I spent my second Monday in a row, with a friend, along the coast, sipping a delicious minty tea beverage while overlooking the water.
Yes, I live a ridiculously privileged life.
Yet, I am often not present to the beauty of it all, caught up in all there is to do to prepare my tenure file, to get my research projects done, to finish this project, to get this IRB proposal turned in (so that I can do more projects), to counsel doctoral students working on theoretical frameworks, to think about teaching in the fall, to clear the clutter that gets moved from pile to pile, to do and fold the endless hampers of laundry, etc, etc. I live in the future, am constantly thinking about what’s next, anticipating where I’m going, what I need to do, and who will be disappointed in me if I don’t do it.
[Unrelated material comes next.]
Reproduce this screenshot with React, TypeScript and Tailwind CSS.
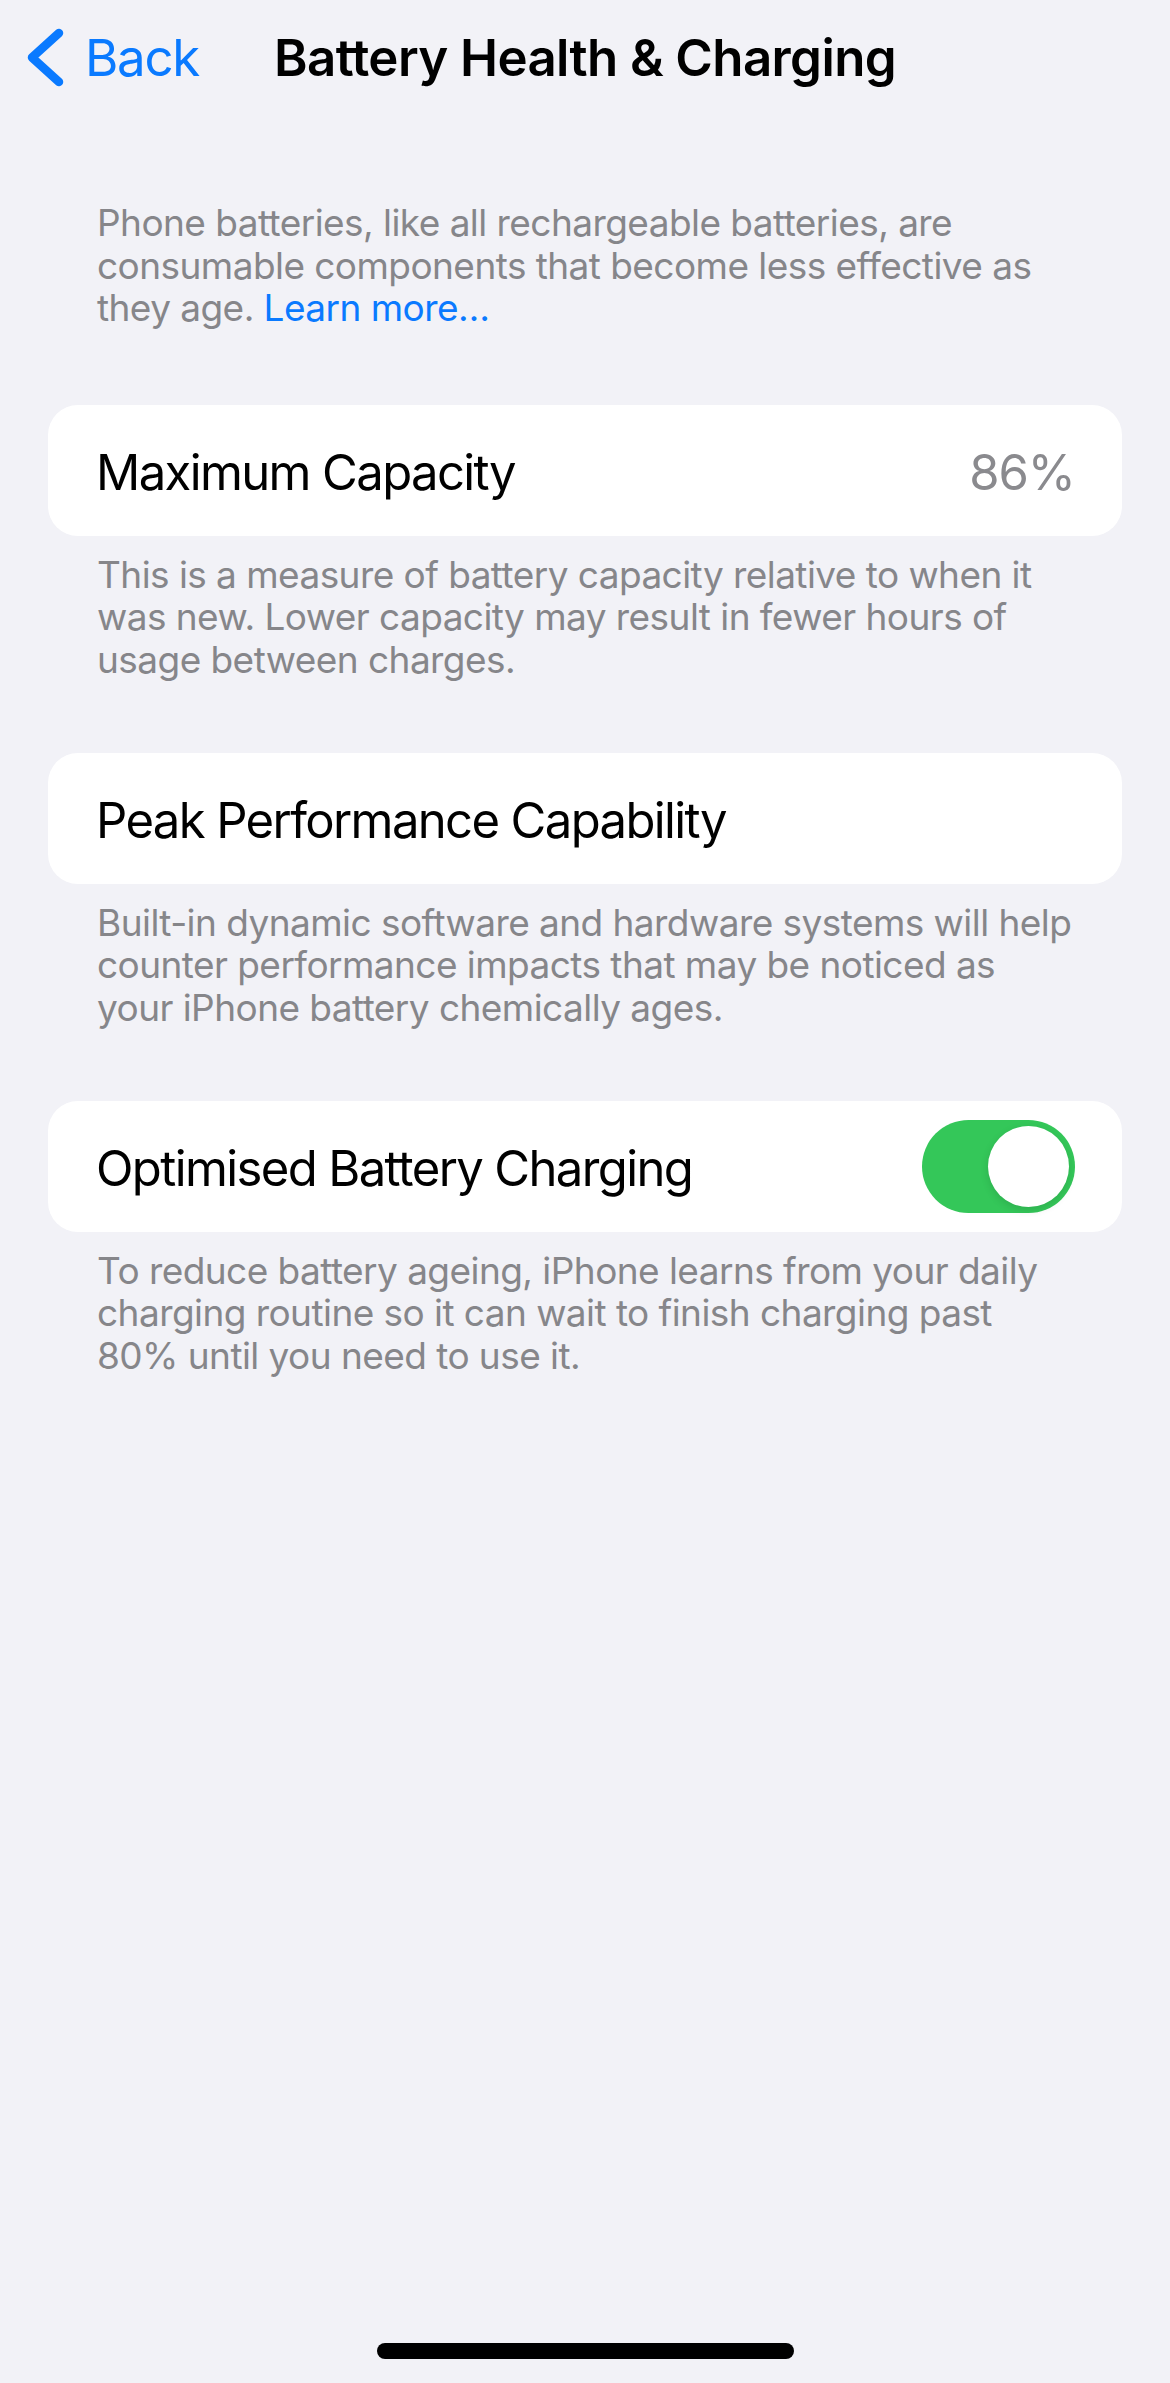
import { ReactNode } from "react";

function Chevron() {
  return (
    <svg width="40" height="62" viewBox="0 0 40 62" fill="none" aria-hidden="true">
      <path d="M33 6 L6 30.5 L33 55" stroke="#0A7AFF" strokeWidth="8.5" strokeLinecap="round" strokeLinejoin="round" />
    </svg>
  );
}

function Toggle({ on }: { on: boolean }) {
  return (
    <div className={`flex h-[93px] w-[153px] items-center rounded-full p-[6px] ${on ? "justify-end bg-[#34C759]" : "justify-start bg-[#E9E9EB]"}`}>
      <span className="h-[81px] w-[81px] rounded-full bg-white shadow-[0_3px_8px_rgba(0,0,0,0.12)]" />
    </div>
  );
}

function Row({ label, children }: { label: string; children?: ReactNode }) {
  return (
    <div className="flex h-[131px] items-center justify-between rounded-[30px] bg-white pl-[48px] pr-[47px]">
      <span className="pt-[5px] text-[49px] leading-[60px] tracking-[-0.033em] text-black">{label}</span>
      {children}
    </div>
  );
}

function Footer({ lines }: { lines: string[] }) {
  return (
    <p className="mt-[18px] pl-[49px] text-[37px] leading-[42.5px] tracking-[-0.015em] text-[#86868A]">
      {lines.map((line, i) => (
        <span key={i} className="block">
          {line}
        </span>
      ))}
    </p>
  );
}

export default function App() {
  return (
    <div className="flex min-h-[2383px] flex-col bg-[#F2F2F7] font-['Inter','Noto_Sans',sans-serif] antialiased">
      <header className="grid h-[116px] grid-cols-[1fr_auto_1fr] items-center">
        <button className="flex items-center gap-[19px] pl-[26px] text-[51px] leading-[60px] tracking-[-0.025em] text-[#0A7AFF]">
          <Chevron />
          <span>Back</span>
        </button>
        <h1 className="text-[51px] font-semibold leading-[60px] tracking-[-0.012em] text-black">
          Battery Health &amp; Charging
        </h1>
        <span />
      </header>

      <main className="mx-12">
        <p className="mt-[86px] pl-[49px] text-[37px] leading-[42.5px] tracking-[-0.015em] text-[#86868A]">
          <span className="block">Phone batteries, like all rechargeable batteries, are</span>
          <span className="block">consumable components that become less effective as</span>
          <span className="block">
            they age. <a className="text-[#0A7AFF]">Learn more…</a>
          </span>
        </p>

        <section className="mt-[75px]">
          <Row label="Maximum Capacity">
            <span className="pt-[5px] text-[49px] leading-[60px] tracking-[-0.02em] text-[#8A8A8E]">86%</span>
          </Row>
          <Footer
            lines={[
              "This is a measure of battery capacity relative to when it",
              "was new. Lower capacity may result in fewer hours of",
              "usage between charges.",
            ]}
          />
        </section>

        <section className="mt-[71.5px]">
          <Row label="Peak Performance Capability" />
          <Footer
            lines={[
              "Built-in dynamic software and hardware systems will help",
              "counter performance impacts that may be noticed as",
              "your iPhone battery chemically ages.",
            ]}
          />
        </section>

        <section className="mt-[71.5px]">
          <Row label="Optimised Battery Charging">
            <Toggle on />
          </Row>
          <Footer
            lines={[
              "To reduce battery ageing, iPhone learns from your daily",
              "charging routine so it can wait to finish charging past",
              "80% until you need to use it.",
            ]}
          />
        </section>
      </main>

      <div className="mx-auto mb-[24px] mt-auto h-[16px] w-[417px] rounded-full bg-black" />
    </div>
  );
}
If I’m not living in the future, I’m feeling guilty about my privilege and constantly thinking about who doesn’t have it, how I’m showing up (or not showing up) for them, whether I’ve done or am doing enough, whether any of the 15 projects I’m working at are really about addressing the issues I care so deeply about.
I find myself feeling resentful, in the midst of all of these blessings. I become irritated and then become irritated that I’m irritated. I become angry with myself and world. I tense up and make it about me and what I’m doing or not doing.
Full stop.
First of all, I need to remember that part of my privilege is that if the work I do doesn’t all get done (or doesn’t all get done this afternoon), there aren’t likely to be dire consequences. I do intellectual work that, while important to me, really gets read by a few educationally elite people (and my friends). Second, I need to stop living in my head and on social media, and prioritize the work and action that has me doing things in the world, with and for the people I care deeply about. Third, I need to breathe and remember to be kind and generous to myself. Self-care is actually not a privilege, it’s a necessity. I need to model that if I’m going to be a contribution rather than a resentful, sullen, brat. And I’m committed to contribution.
It’s a process. And every time, I think I am taking two steps forward, I take a step back. It is humbling. But this is actually the work, the work of being present, the work of contribution, the work of kindness and generosity.